Suddenly at Christmas, 1914, Winnipeg heard with shock that Nicholas Bawlf had died. One of his last projects had been canvassing for the Patriotic Fund to aid families of newly enlisted men. Several of his sons followed him into the grain trade; Edward, the first son born in Winnipeg, became president of the Grain Exchange and rode polo ponies at St. Charles Country Club.

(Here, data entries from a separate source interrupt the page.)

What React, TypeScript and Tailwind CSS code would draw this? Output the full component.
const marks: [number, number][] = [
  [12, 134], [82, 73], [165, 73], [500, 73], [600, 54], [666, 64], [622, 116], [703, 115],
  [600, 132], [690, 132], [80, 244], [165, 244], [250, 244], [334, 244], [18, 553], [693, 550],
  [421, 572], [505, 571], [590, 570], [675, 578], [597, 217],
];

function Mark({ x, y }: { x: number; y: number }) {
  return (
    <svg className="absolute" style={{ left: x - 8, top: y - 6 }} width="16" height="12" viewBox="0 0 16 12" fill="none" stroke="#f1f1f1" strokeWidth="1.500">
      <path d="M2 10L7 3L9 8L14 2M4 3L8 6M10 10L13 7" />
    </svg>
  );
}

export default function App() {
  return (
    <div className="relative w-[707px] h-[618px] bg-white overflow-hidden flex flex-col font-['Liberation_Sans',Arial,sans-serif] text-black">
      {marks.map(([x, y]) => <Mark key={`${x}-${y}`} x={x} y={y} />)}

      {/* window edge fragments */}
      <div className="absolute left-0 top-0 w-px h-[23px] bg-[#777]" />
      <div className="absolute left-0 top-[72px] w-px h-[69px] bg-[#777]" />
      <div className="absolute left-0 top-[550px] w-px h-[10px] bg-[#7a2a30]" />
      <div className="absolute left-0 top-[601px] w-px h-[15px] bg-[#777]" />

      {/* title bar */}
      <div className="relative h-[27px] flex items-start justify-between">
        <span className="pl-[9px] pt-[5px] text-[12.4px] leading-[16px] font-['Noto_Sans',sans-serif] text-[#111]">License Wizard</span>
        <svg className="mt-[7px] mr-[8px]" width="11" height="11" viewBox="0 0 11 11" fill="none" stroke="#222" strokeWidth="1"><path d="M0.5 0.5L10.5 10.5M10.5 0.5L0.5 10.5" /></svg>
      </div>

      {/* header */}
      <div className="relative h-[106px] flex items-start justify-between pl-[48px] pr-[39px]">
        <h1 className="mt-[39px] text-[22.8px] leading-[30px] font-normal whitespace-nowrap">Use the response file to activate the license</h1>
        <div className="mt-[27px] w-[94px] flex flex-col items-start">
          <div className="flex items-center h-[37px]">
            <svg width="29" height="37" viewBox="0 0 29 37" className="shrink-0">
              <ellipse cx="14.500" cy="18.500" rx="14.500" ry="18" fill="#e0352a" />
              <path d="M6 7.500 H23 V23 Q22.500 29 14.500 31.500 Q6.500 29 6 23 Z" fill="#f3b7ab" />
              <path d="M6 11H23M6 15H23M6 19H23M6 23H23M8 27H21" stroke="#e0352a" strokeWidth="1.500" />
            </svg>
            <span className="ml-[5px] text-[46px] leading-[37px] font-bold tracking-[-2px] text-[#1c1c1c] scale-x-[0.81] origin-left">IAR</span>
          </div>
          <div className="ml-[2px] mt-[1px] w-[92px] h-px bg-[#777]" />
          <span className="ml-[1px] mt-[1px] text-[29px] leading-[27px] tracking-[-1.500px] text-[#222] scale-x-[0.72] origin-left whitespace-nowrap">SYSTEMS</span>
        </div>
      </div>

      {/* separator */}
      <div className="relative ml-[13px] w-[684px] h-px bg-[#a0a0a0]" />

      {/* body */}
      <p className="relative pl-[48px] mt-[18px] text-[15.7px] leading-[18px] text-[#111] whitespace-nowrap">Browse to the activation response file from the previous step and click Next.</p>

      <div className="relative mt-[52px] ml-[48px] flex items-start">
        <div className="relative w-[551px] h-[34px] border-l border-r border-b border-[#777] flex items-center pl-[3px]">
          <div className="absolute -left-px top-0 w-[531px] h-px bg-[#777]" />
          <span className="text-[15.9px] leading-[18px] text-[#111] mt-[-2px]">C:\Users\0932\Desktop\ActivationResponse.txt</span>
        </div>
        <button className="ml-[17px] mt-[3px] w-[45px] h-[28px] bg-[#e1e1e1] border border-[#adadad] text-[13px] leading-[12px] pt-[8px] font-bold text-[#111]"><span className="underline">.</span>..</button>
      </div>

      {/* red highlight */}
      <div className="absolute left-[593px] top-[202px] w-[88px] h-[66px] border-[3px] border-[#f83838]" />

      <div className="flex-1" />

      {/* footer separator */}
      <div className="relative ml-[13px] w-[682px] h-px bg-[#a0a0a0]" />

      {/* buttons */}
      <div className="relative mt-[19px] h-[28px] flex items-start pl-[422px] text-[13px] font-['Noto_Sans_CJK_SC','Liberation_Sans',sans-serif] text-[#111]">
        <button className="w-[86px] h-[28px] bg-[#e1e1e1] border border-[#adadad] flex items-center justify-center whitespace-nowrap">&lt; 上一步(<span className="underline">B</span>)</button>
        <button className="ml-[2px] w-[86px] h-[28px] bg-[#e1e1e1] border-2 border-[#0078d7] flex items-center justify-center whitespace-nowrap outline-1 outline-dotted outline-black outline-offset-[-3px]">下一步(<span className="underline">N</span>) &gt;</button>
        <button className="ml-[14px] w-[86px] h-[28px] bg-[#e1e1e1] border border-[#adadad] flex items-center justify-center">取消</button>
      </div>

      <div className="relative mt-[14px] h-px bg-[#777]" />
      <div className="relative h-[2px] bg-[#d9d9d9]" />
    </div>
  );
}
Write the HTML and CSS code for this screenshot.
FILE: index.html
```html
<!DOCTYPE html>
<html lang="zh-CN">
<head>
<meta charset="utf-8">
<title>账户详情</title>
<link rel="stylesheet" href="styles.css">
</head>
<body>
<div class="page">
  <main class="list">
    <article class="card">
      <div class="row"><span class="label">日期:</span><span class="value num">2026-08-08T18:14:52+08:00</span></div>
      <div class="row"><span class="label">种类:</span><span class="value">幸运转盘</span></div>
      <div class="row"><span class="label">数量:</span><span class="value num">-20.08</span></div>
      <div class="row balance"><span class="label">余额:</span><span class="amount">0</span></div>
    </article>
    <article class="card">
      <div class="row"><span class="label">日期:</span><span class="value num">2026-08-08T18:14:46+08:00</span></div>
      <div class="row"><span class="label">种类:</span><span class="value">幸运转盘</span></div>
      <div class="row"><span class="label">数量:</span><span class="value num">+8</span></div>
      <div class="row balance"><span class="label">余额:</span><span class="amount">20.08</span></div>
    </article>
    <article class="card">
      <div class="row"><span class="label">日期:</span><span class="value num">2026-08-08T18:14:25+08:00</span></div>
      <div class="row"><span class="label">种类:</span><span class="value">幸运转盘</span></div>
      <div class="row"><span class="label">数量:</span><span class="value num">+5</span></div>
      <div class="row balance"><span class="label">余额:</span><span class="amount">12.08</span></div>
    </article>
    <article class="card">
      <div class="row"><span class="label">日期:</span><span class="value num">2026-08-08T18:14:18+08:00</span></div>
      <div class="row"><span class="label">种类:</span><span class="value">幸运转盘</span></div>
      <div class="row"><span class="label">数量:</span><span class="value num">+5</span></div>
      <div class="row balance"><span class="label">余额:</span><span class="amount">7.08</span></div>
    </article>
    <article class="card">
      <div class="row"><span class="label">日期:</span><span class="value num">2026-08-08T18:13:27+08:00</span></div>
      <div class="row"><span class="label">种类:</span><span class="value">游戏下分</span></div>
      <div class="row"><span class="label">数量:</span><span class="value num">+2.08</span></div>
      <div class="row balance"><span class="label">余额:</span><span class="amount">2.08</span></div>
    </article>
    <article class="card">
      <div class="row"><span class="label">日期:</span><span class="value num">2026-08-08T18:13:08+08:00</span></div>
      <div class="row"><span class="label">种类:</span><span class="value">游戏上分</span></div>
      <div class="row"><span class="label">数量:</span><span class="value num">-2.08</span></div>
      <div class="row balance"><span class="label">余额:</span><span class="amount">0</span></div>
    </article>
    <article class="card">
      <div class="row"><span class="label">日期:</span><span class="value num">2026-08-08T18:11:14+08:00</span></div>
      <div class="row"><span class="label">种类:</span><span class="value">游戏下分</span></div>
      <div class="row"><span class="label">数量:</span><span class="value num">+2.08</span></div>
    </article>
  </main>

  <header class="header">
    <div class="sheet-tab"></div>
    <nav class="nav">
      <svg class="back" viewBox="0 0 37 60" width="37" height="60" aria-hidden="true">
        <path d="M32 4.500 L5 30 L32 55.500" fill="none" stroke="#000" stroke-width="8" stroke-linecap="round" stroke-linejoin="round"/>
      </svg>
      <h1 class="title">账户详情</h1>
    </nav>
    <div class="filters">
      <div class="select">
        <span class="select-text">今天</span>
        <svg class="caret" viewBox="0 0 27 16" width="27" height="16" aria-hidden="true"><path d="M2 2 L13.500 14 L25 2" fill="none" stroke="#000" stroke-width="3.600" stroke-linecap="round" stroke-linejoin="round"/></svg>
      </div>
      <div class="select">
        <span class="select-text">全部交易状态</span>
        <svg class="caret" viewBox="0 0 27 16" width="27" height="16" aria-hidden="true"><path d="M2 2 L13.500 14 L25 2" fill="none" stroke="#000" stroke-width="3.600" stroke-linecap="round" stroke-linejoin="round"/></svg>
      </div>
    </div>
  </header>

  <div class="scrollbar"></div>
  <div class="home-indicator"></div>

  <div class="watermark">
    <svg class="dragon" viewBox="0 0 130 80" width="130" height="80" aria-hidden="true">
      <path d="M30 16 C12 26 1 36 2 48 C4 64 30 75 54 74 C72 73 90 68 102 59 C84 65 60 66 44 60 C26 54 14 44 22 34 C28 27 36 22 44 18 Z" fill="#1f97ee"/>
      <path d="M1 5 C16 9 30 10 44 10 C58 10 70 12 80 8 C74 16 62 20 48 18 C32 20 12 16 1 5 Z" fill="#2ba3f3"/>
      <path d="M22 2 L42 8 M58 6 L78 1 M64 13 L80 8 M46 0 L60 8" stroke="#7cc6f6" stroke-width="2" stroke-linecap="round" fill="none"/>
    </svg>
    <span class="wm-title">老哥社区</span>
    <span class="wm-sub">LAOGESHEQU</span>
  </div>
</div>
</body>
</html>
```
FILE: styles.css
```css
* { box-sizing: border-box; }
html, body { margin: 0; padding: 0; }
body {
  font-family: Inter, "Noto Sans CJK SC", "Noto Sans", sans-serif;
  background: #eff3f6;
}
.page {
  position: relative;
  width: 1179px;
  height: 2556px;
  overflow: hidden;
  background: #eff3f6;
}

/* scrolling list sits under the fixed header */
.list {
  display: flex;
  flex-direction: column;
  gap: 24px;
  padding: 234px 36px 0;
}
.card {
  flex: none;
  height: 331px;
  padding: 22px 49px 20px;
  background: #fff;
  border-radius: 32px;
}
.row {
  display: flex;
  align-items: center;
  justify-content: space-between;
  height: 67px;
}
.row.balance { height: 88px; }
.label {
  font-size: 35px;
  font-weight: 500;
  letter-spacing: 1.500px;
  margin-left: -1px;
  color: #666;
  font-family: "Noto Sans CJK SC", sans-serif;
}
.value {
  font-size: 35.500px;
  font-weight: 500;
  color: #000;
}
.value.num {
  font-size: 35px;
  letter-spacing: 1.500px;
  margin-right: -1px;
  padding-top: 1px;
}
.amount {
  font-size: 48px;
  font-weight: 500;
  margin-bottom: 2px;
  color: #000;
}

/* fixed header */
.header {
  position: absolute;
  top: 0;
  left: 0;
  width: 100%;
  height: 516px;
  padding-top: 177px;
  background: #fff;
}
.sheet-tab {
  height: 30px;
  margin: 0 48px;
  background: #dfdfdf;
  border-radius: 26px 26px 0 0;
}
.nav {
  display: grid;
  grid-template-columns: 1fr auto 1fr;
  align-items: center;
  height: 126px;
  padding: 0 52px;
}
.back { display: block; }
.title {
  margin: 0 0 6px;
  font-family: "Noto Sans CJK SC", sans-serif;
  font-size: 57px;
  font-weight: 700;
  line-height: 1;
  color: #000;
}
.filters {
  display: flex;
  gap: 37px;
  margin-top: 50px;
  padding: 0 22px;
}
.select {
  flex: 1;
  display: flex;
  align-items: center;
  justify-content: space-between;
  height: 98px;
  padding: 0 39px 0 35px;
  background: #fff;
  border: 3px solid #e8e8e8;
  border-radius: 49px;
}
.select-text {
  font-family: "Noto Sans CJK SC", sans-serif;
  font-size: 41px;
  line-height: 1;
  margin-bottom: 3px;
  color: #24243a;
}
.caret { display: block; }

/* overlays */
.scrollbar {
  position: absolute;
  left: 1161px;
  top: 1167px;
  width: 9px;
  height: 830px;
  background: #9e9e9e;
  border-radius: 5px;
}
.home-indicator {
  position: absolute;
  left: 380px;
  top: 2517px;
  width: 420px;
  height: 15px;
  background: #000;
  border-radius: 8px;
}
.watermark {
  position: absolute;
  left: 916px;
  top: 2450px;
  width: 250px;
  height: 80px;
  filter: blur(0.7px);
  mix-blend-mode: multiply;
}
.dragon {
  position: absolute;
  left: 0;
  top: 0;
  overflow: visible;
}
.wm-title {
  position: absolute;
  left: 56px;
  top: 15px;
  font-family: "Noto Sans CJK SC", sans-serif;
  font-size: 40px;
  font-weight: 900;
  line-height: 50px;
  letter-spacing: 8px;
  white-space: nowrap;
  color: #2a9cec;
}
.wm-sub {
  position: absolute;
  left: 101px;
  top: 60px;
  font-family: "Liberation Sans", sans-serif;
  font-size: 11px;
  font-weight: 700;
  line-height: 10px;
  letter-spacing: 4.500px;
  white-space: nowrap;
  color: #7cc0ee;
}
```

With the family's founder gone, No. 11 became the home of Archbishop A. A. Sinnott from 1916 to 1918 while he was awaiting the completion of his new rectory at St. Mary's Cathedral. The clergy in their black soutanes and red sashes must have felt at home where Nicholas Bawlf had lived. As they left every morning for mass they would have admired the glorious stained glass of the entrance, the sidelights and transom showing urns overflowing with greenery and flowers, the sunset catching every leaded petal. Golden oak paneling marched up the square staircase. Double round arches sup-ported slender oak pillars. Plaster ornamented ceilings revealed cherubs sporting amid garlands and even torches. The bronze lamps with amber glass carried on the mellow tones.

A painted sign with the words "Abandon Rank All Ye Who Enter Here." was erected over the leaded No. 11 in 1922 when the house became a servicemen's centre. Barney Bawlf had lost his life in the Royal Naval Air Service. The centre was named for Gilbert Talbot, the son of the Bishop of Winchester, who was killed in Belgium. The Prince of Wales became the patron and as such visited No. 11. Other visitors included the Padre P. B. Clayton and General Sir Edmund Allenby who had freed the Holy Lands from the Turks. These distinguished visitors also paid a visit across the street at Government House.

Government House, built in 1883, still stands, well kept. The only other house in the district preserved from the "good old days" is 61 Carlton, the home of Sir Hugh John Macdonald, saved by the Manitoba Historical Society.

The date of building Nicholas Bawlfs house, 1897, was carved into the third floor south gable, commemorating Queen Victoria's Diamond Jubilee. Now it's gone in the Silver Jubilee year of her great great granddaughter, Queen Elizabeth, the centenary year of Nicholas Bawlf's arrival in the city he helped build.